** START OF DATASET EXCERPT **
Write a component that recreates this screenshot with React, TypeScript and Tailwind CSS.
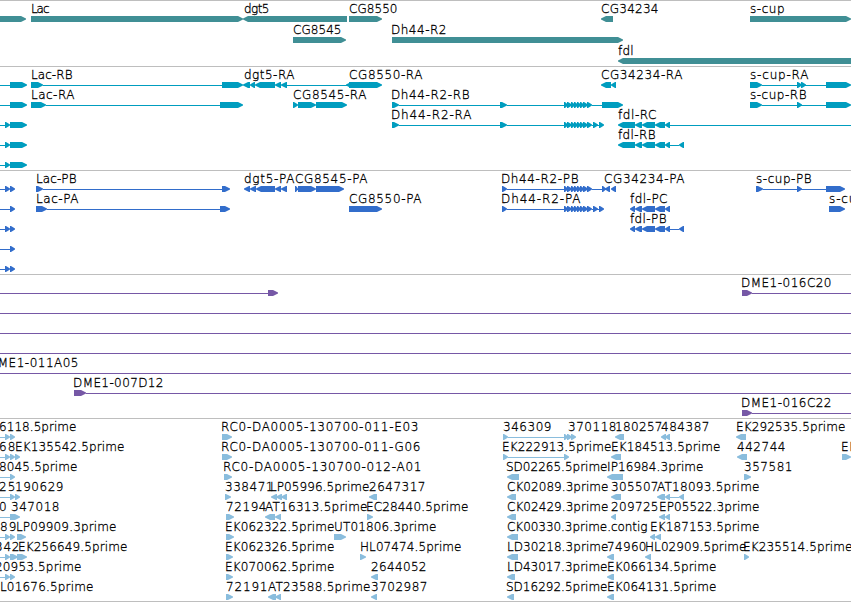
// label: [text, left, right], feature: [start, end, strand], intron: [start, end]
type Label = [string, number, number];
type Feature = [number, number, 1 | -1];
type Intron = [number, number];

interface RowData {
  labels?: Label[];
  features?: Feature[];
  introns?: Intron[];
}

interface TrackData {
  name: string;
  fill: string;
  rowClass: string;
  className: string;
  rows: RowData[];
}

const dh44Exons: Feature[] = [
  [564, 568, 1],
  [567, 572, 1],
  [571, 575, 1],
  [574, 578, 1],
  [577, 581, 1],
  [580, 584, 1],
  [583, 588, 1],
  [587, 592, 1],
];

const dh44Tail: Feature[] = [
  [593, 598, 1],
  [599, 604, 1],
];

const fdlExons: Feature[] = [
  [635, 642, -1],
  [642, 655, -1],
  [655, 665, -1],
  [665, 670, -1],
];

const genes: RowData[] = [
  {
    labels: [
      ["Lac", 31, 49],
      ["dgt5", 244, 269],
      ["CG8550", 349, 397],
      ["CG34234", 601, 658],
      ["s-cup", 750, 784],
    ],
    features: [
      [-5, 26, 1],
      [31, 243, 1],
      [243, 347, -1],
      [349, 382, 1],
      [601, 613, -1],
      [750, 851, 1],
    ],
  },
  {
    labels: [
      ["CG8545", 293, 341],
      ["Dh44-R2", 391, 446],
    ],
    features: [
      [293, 346, 1],
      [392, 623, 1],
    ],
  },
  { labels: [["fdl", 618, 633]], features: [[618, 860, -1]] },
];

const transcripts: RowData[] = [
  {
    labels: [
      ["Lac-RB", 31, 72],
      ["dgt5-RA", 244, 294],
      ["CG8550-RA", 349, 422],
      ["CG34234-RA", 601, 682],
      ["s-cup-RA", 750, 808],
    ],
    introns: [[0, 10], [43, 222], [287, 347], [762, 826]],
    features: [
      [10, 27, 1],
      [31, 43, 1],
      [222, 243, 1],
      [243, 250, -1],
      [250, 255, -1],
      [255, 275, -1],
      [275, 281, -1],
      [281, 287, -1],
      [346, 352, -1],
      [349, 382, 1],
      [601, 611, -1],
      [611, 616, -1],
      [750, 762, 1],
      [797, 802, 1],
      [801, 806, 1],
      [826, 851, 1],
    ],
  },
  {
    labels: [
      ["Lac-RA", 31, 74],
      ["CG8545-RA", 293, 366],
      ["Dh44-R2-RB", 391, 469],
      ["s-cup-RB", 750, 806],
    ],
    introns: [[0, 10], [46, 220], [399, 500], [507, 564], [592, 602], [762, 826]],
    features: [
      [10, 27, 1],
      [31, 46, 1],
      [220, 243, 1],
      [293, 298, 1],
      [298, 316, 1],
      [316, 347, 1],
      [392, 399, 1],
      [500, 507, 1],
      ...dh44Exons,
      [602, 623, 1],
      [750, 762, 1],
      [797, 802, 1],
      [826, 851, 1],
    ],
  },
  {
    labels: [
      ["Dh44-R2-RA", 391, 471],
      ["fdl-RC", 618, 656],
    ],
    introns: [[0, 5], [399, 500], [507, 564], [592, 600], [670, 851]],
    features: [
      [5, 10, 1],
      [10, 27, 1],
      [392, 399, 1],
      [500, 507, 1],
      ...dh44Exons,
      ...dh44Tail,
      [618, 635, -1],
      ...fdlExons,
    ],
  },
  {
    labels: [["fdl-RB", 618, 655]],
    introns: [[0, 5], [670, 679]],
    features: [[5, 10, 1], [10, 27, 1], [618, 635, -1], ...fdlExons, [679, 684, -1]],
  },
  { introns: [[0, 5]], features: [[5, 10, 1], [10, 27, 1]] },
];

const proteins: RowData[] = [
  {
    labels: [
      ["Lac-PB", 36, 76],
      ["dgt5-PA", 244, 294],
      ["CG8545-PA", 295, 367],
      ["Dh44-R2-PB", 501, 578],
      ["CG34234-PA", 604, 684],
      ["s-cup-PB", 756, 811],
    ],
    introns: [[0, 5], [43, 222], [507, 564], [592, 602], [763, 826]],
    features: [
      [5, 10, 1],
      [10, 15, 1],
      [36, 43, 1],
      [222, 230, 1],
      [244, 250, -1],
      [250, 256, -1],
      [256, 275, -1],
      [275, 281, -1],
      [281, 287, -1],
      [295, 298, 1],
      [298, 316, 1],
      [316, 344, 1],
      [502, 507, 1],
      ...dh44Exons,
      [602, 606, 1],
      [605, 610, -1],
      [611, 616, -1],
      [756, 763, 1],
      [797, 802, 1],
      [826, 845, 1],
    ],
  },
  {
    labels: [
      ["Lac-PA", 36, 78],
      ["CG8550-PA", 349, 421],
      ["Dh44-R2-PA", 501, 580],
      ["fdl-PC", 630, 667],
      ["s-cup-PA", 829, 886],
    ],
    introns: [[0, 10], [47, 220], [507, 564], [592, 600]],
    features: [
      [10, 15, 1],
      [36, 47, 1],
      [220, 230, 1],
      [349, 382, 1],
      [502, 507, 1],
      ...dh44Exons,
      ...dh44Tail,
      [630, 635, -1],
      ...fdlExons,
      [829, 845, 1],
    ],
  },
  {
    labels: [["fdl-PB", 630, 666]],
    introns: [[0, 5], [670, 679]],
    features: [[5, 10, 1], [10, 15, 1], [630, 635, -1], ...fdlExons, [679, 684, -1]],
  },
  { introns: [[0, 10]], features: [[10, 15, 1]] },
  { introns: [[0, 5]], features: [[5, 10, 1], [10, 15, 1]] },
];

const clones: RowData[] = [
  {
    labels: [["DME1-016C20", 741, 831]],
    introns: [[0, 268], [752, 851]],
    features: [[268, 278, 1], [742, 752, 1]],
  },
  { introns: [[0, 851]] },
  { introns: [[0, 851]] },
  { introns: [[0, 851]] },
  { labels: [["DME1-011A05", -12, 78]], introns: [[0, 851]] },
  { labels: [["DME1-007D12", 73, 163]], introns: [[86, 851]], features: [[74, 86, 1]] },
  { labels: [["DME1-016C22", 741, 831]], introns: [[752, 851]], features: [[742, 752, 1]] },
];

const ests: RowData[] = [
  {
    labels: [
      ["6118.5prime", -1, 76],
      ["RC0-DA0005-130700-011-E03", 221, 418],
      ["346309", 503, 551],
      ["370118", 568, 616],
      ["180257", 615, 662],
      ["484387", 661, 709],
      ["EK292535.5prime", 736, 845],
    ],
    introns: [[0, 5], [508, 564]],
    features: [
      [5, 10, 1],
      [10, 15, 1],
      [222, 232, 1],
      [503, 508, 1],
      [564, 568, 1],
      [567, 572, 1],
      [571, 576, 1],
      [615, 624, -1],
      [661, 666, -1],
      [665, 670, -1],
      [736, 746, -1],
    ],
  },
  {
    labels: [
      ["68", -1, 15],
      ["EK135542.5prime", 15, 124],
      ["RC0-DA0005-130700-011-G06", 221, 420],
      ["EK222913.5prime", 502, 611],
      ["EK184513.5prime", 611, 720],
      ["442744", 737, 785],
      ["EK", 841, 856],
    ],
    introns: [[0, 5], [508, 564]],
    features: [
      [5, 10, 1],
      [10, 15, 1],
      [15, 20, 1],
      [222, 232, 1],
      [503, 508, 1],
      [564, 569, 1],
      [611, 621, -1],
      [737, 747, -1],
      [842, 851, 1],
    ],
  },
  {
    labels: [
      ["8045.5prime", -1, 77],
      ["RC0-DA0005-130700-012-A01", 223, 421],
      ["SD02265.5prime", 506, 607],
      ["IP16984.3prime", 607, 703],
      ["357581", 744, 792],
    ],
    introns: [[0, 10]],
    features: [[10, 15, 1], [224, 232, 1], [507, 519, -1], [607, 623, -1], [744, 751, 1]],
  },
  {
    labels: [
      ["25", -1, 15],
      ["190629", 15, 63],
      ["338471", 225, 273],
      ["LP05996.5prime", 270, 369],
      ["2647317", 369, 425],
      ["CK02089.3prime", 507, 608],
      ["305507", 611, 658],
      ["AT18093.5prime", 657, 759],
    ],
    introns: [[0, 10], [670, 679]],
    features: [
      [10, 15, 1],
      [15, 20, 1],
      [225, 231, 1],
      [271, 277, -1],
      [276, 282, -1],
      [281, 287, -1],
      [369, 377, -1],
      [507, 516, -1],
      [611, 621, -1],
      [657, 665, -1],
      [665, 670, -1],
      [679, 684, -1],
    ],
  },
  {
    labels: [
      ["0", -1, 7],
      ["347018", 11, 59],
      ["72194", 226, 266],
      ["AT16313.5prime", 265, 367],
      ["EC28440.5prime", 366, 468],
      ["CK02429.3prime", 507, 608],
      ["209725", 611, 658],
      ["EP05522.3prime", 659, 759],
    ],
    introns: [[0, 10]],
    features: [
      [10, 20, 1],
      [226, 234, 1],
      [265, 275, -1],
      [275, 281, -1],
      [367, 373, 1],
      [507, 516, -1],
      [611, 616, -1],
      [659, 665, -1],
      [665, 670, -1],
    ],
  },
  {
    labels: [
      ["89", 0, 16],
      ["LP09909.3prime", 16, 116],
      ["EK062322.5prime", 225, 334],
      ["UT01806.3prime", 334, 436],
      ["CK00330.3prime.contig", 507, 647],
      ["EK187153.5prime", 650, 759],
    ],
    introns: [[0, 5]],
    features: [
      [5, 10, 1],
      [10, 15, 1],
      [17, 26, 1],
      [226, 234, 1],
      [334, 346, 1],
      [507, 518, -1],
      [650, 655, -1],
      [655, 661, -1],
    ],
  },
  {
    labels: [
      ["342", -5, 19],
      ["EK256649.5prime", 18, 127],
      ["EK062326.5prime", 225, 334],
      ["HL07474.5prime", 360, 461],
      ["LD30218.3prime", 507, 608],
      ["74960", 607, 646],
      ["HL02909.5prime", 645, 746],
      ["EK235514.5prime", 743, 852],
    ],
    introns: [[0, 5]],
    features: [
      [5, 10, 1],
      [10, 18, 1],
      [17, 27, 1],
      [226, 233, 1],
      [360, 366, 1],
      [507, 518, -1],
      [607, 614, -1],
      [645, 651, -1],
      [744, 749, 1],
    ],
  },
  {
    labels: [
      ["20953.5prime", -5, 81],
      ["EK070062.5prime", 225, 334],
      ["2644052", 371, 426],
      ["LD43017.3prime", 507, 607],
      ["EK066134.5prime", 607, 716],
    ],
    introns: [[0, 5]],
    features: [
      [5, 10, 1],
      [10, 15, 1],
      [226, 233, 1],
      [371, 378, -1],
      [507, 515, -1],
      [607, 614, -1],
    ],
  },
  {
    labels: [
      ["L01676.5prime", 0, 93],
      ["72191", 226, 267],
      ["AT23588.5prime", 268, 370],
      ["3702987", 371, 427],
      ["SD16292.5prime", 506, 607],
      ["EK064131.5prime", 607, 716],
    ],
    features: [
      [226, 233, 1],
      [268, 276, -1],
      [275, 281, -1],
      [371, 377, -1],
      [507, 514, -1],
      [607, 614, -1],
    ],
  },
];

const tracks: TrackData[] = [
  { name: "genes", fill: "fill-[#408f95]", rowClass: "h-[21px]", className: "pb-0.5", rows: genes },
  { name: "transcripts", fill: "fill-[#009dbf]", rowClass: "h-5", className: "pb-[3px]", rows: transcripts },
  { name: "proteins", fill: "fill-[#326dcb]", rowClass: "h-5", className: "pb-[3px]", rows: proteins },
  { name: "clones", fill: "fill-[#7658a6]", rowClass: "h-5", className: "pb-[3px]", rows: clones },
  { name: "ests", fill: "fill-[#8abddd]", rowClass: "h-5", className: "border-b pb-0.5", rows: ests },
];

// block arrow, 6px tall, pointing along the strand
function arrowPath([start, end, strand]: Feature) {
  const head = Math.min(5, end - start - 1);
  if (strand === 1) {
    return `M${start} 15H${end - head}L${end} 17.5V18.5L${end - head} 21H${start}Z`;
  }
  return `M${end} 15H${start + head}L${start} 17.5V18.5L${start + head} 21H${end}Z`;
}

function TrackRow({ row, fill, rowClass }: { row: RowData; fill: string; rowClass: string }) {
  return (
    <svg className={`block w-full shrink-0 overflow-visible ${rowClass}`}>
      <g className={fill}>
        {row.introns?.map(([start, end]) => (
          <rect key={start} x={start} y={18} width={end - start} height={1} />
        ))}
        {row.features?.map((feature) => (
          <path key={`${feature[0]}-${feature[1]}`} d={arrowPath(feature)} />
        ))}
      </g>
      <g className="fill-black stroke-black stroke-[0.3px] font-['DejaVu_Sans','DejaVu_Sans_Light',sans-serif] text-[12px] font-extralight">
        {row.labels?.map(([text, left, right]) => (
          <text key={text} x={left} y={12} textLength={right - left + 0.5}>
            {text}
          </text>
        ))}
      </g>
    </svg>
  );
}

function Track({ track }: { track: TrackData }) {
  return (
    <section className={`flex flex-col border-t border-[#bebebe] ${track.className}`}>
      {track.rows.map((row, i) => (
        <TrackRow key={i} row={row} fill={track.fill} rowClass={track.rowClass} />
      ))}
    </section>
  );
}

export default function App() {
  return (
    <main className="flex h-[602px] w-[851px] flex-col overflow-hidden bg-white">
      {tracks.map((track) => (
        <Track key={track.name} track={track} />
      ))}
    </main>
  );
}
** END OF DATASET EXCERPT **
**WHAT IS EXPECTED:**
Print the data above verbatim from the first line through the line holding "type Intron = [number, number];", leaving every picture out.

**FULL ANSWER:**
Write a component that recreates this screenshot with React, TypeScript and Tailwind CSS.
// label: [text, left, right], feature: [start, end, strand], intron: [start, end]
type Label = [string, number, number];
type Feature = [number, number, 1 | -1];
type Intron = [number, number];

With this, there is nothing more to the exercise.